Movie review: Just Mercy

January 25, 2020
JUST MERCY Official Trailer

‘JUST Mercy’ is a socially relevant movie with noble intentions about a real life crusading black lawyer fighting injustice. It was released in December in time for the Oscars. It’s pretty well-crafted and quite affecting, but was ignored as the black movie that got nominations was “Harriet”, also a true story about a slave who turned abolitionist. Its star and title-roler, Cynthia Erivo, is now nominated as Oscar best actress.

“Just Mercy” is based on a memoir written by Bryan Stevenson, a black lawyer from Delaware who travels down south to Alabama in 1989 to help black people who cannot afford to pay high-priced lawyers to represent them. But the movie starts with Oscar awardee Jamie Foxx as Walter McMillan, a man wrongly convicted for the 1986 murder of an 18-year old white girl. He was an unfortunate soul who just happened to be in the vicinity of the crime and used by law enforcers as a scapegoat to pacify an angry public.

We first see Bryan, played by Michael B. Jourdan, who wants to show he can do serious lead roles other than “Creed” (where he’s a boxer) and “Black Panther” (where he’s the villain), as a law intern who talks to a black prisoner who then inspires his idealism to be of service to black men like him who’ve been wronged by the bigoted justice system.

With the help of an anti-death penalty activist, Eva Ansley (played by Oscar winner Brie Larson, taking off her Captain Marvel costume for something more realistic), he puts up the Equal Justice Initiatives to help death row inmates. He looks into the case of the hapless Walter, who’s been languishing in death row, and sees that the evidence against him relies solely on the testimony of a convicted felon, Ralph Myers (Tim Blake Nelson), who has given an unbelievable testimony for him to get a lighter sentence for his own case.

Bryan becomes driven in seeking justice for Walter and fights an uphill battle. with racially prejudiced white lawyers and cops opposing him all the way, to the point of his being arrested for perjury. His own witnesses to prove that Walter is innocent are intimidated. Bryan talks to Myers himself, who confesses that he was just forced to give his story after he was threatened to be executed in the electric chair.

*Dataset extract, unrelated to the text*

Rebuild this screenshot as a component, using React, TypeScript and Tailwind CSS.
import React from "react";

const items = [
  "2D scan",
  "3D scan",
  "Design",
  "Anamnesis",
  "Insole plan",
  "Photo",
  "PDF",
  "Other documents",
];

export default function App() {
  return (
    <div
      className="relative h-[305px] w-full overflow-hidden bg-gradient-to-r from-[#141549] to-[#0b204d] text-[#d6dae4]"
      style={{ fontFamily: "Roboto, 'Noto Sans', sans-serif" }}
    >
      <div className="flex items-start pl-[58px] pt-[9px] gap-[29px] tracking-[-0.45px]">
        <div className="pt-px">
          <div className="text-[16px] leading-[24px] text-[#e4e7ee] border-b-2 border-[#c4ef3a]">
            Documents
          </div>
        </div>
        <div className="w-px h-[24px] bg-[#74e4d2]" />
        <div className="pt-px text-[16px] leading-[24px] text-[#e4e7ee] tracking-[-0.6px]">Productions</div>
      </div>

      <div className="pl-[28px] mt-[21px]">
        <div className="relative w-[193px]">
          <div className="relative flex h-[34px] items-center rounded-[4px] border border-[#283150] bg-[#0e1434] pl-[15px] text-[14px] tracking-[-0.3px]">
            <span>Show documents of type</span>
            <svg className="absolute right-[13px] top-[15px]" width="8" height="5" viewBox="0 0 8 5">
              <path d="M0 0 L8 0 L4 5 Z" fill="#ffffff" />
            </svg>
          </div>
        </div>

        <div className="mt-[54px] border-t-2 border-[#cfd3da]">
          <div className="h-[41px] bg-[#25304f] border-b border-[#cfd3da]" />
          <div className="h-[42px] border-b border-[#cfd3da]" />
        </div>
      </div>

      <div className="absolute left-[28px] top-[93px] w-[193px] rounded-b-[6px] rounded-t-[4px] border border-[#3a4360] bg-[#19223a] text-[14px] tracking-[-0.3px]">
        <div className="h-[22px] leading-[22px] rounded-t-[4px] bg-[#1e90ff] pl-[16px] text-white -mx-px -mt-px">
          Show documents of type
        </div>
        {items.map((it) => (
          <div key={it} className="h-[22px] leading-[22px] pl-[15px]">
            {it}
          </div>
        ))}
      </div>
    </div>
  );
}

Bryan appeals for a retrial for Walter but the local court refuses to grant one. He then uses media and shows up in the popular news and public affairs show, “60 MInutes” to get public support. He then files an appeal in the Alabama Supreme Court, which overturns the decision of the lower court and its trumped up charges.

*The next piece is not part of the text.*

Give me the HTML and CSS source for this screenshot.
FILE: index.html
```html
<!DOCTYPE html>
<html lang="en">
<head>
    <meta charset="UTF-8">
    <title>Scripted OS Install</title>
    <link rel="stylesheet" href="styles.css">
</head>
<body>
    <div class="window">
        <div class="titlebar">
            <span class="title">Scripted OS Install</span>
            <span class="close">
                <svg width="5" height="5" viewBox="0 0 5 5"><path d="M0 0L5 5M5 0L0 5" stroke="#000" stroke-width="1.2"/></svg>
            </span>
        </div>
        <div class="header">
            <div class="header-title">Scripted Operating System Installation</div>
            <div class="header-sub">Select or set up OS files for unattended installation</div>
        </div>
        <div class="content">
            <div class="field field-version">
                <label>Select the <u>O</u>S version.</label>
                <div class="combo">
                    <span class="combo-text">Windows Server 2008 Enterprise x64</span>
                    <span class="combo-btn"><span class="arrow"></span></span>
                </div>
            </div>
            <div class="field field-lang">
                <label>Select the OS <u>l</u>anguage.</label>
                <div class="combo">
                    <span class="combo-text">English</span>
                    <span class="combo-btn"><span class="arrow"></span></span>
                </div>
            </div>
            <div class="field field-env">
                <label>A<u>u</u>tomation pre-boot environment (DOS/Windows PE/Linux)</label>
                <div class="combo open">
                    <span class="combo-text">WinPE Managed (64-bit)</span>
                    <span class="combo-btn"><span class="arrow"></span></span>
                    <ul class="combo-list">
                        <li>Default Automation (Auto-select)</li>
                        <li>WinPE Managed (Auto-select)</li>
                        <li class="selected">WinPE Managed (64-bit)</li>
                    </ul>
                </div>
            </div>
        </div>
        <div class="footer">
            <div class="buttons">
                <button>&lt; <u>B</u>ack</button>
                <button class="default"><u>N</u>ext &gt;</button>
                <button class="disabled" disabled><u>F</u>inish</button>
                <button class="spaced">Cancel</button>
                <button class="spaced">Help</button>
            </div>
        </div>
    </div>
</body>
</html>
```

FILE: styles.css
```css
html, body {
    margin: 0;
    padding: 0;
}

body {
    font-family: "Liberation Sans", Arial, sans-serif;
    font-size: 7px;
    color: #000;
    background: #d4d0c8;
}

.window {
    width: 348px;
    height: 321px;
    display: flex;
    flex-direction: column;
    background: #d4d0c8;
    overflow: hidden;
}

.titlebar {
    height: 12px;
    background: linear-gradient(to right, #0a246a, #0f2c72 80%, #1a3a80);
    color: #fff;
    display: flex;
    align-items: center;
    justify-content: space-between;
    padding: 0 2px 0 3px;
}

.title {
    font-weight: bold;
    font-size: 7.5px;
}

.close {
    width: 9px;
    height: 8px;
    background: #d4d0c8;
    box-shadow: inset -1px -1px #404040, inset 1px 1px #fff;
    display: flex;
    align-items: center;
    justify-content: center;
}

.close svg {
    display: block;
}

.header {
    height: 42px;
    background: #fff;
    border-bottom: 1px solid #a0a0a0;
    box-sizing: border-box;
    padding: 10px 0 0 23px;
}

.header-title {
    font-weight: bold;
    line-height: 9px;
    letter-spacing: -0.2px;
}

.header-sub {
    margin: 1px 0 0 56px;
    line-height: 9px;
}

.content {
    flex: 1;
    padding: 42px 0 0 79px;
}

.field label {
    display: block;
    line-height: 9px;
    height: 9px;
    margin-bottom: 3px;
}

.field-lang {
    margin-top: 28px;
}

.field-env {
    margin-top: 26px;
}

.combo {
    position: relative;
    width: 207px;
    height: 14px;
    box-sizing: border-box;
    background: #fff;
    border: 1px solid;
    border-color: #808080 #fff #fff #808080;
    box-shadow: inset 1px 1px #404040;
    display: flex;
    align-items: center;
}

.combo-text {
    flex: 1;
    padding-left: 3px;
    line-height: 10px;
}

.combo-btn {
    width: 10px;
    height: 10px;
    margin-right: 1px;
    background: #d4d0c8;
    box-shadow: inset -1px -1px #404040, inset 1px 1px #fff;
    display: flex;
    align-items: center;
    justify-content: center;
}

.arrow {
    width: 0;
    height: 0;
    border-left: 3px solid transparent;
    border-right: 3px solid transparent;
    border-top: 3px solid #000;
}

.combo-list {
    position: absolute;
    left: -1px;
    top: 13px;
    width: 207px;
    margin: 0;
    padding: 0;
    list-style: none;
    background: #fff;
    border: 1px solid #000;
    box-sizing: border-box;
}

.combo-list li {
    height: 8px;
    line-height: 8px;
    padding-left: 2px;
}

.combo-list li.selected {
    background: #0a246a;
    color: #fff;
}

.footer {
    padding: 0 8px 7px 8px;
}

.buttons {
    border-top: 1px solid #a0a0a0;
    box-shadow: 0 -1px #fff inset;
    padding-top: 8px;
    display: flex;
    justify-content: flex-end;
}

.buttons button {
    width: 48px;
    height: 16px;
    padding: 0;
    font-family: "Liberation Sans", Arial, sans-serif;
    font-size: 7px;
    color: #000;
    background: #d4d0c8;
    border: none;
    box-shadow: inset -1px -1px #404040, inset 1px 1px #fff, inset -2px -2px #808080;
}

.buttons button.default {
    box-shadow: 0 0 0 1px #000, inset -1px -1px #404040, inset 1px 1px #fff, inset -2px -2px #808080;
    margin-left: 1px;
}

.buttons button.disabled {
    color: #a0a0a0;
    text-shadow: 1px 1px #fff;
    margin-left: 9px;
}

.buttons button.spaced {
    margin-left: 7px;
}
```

Walter is at last granted his retrial. The case is finally dismissed and Walter regains his freedom.The epilogue says he remained friends with Bryan until he died in 2013. Bryan and Eva conntinue in their fight for justice.

Michael B. Jourdan invests his role as the do-gooding lawyer with the right mixture of idealism and sense of righteousness. He is very credible as the very dedicated lawyer who is not discouraged by personal threats against him and serious legal setbacks. We particulary like that scene where a white security guard orders him to disrobe totally.

It was very demeaning, humiliating, and you can see the rage oozing out of his eyes. His and Walter’s victory is made all the more sweet by the fact that we know that the odds are posed not only against his client but also against him as the well-meaning lawyer.

Brie Larson plays a relatively minor supporting role but she manages to milk it for all its worth. Jamie Foxx turns in a laudable performance as Walter, almost as meaty as his portrayal of Ray Charles that won him an Oscar.

“Just Mercy” reminds us of other films that incense you as a viewer because of the gross injustice committed to the victims, notably “The Hurricane” with Denzel Washington as a boxer also wrongly accused for murder, and the recent Netflix TV series, “When they See Us”, about five young men wrongly accused of attacking and raping a jogger in Central Park in 1989.

It also brought back memories of one our most well loved films of all time, “To Kill a Mockingbird”, which really made an impact with us when we first saw it as a teenager in 1963 and which we’ve since viewed repeatedly. Based on the novel of Harper Lee, who’s also from Alabama, it starred Gregory Peck in the iconic role of Atticus Finch, a white lawyer defending a black man. We will never forget child actress Mary Badham as Scout, his daughter from whose perspective we see the story. To us, it has really withstood the test of time.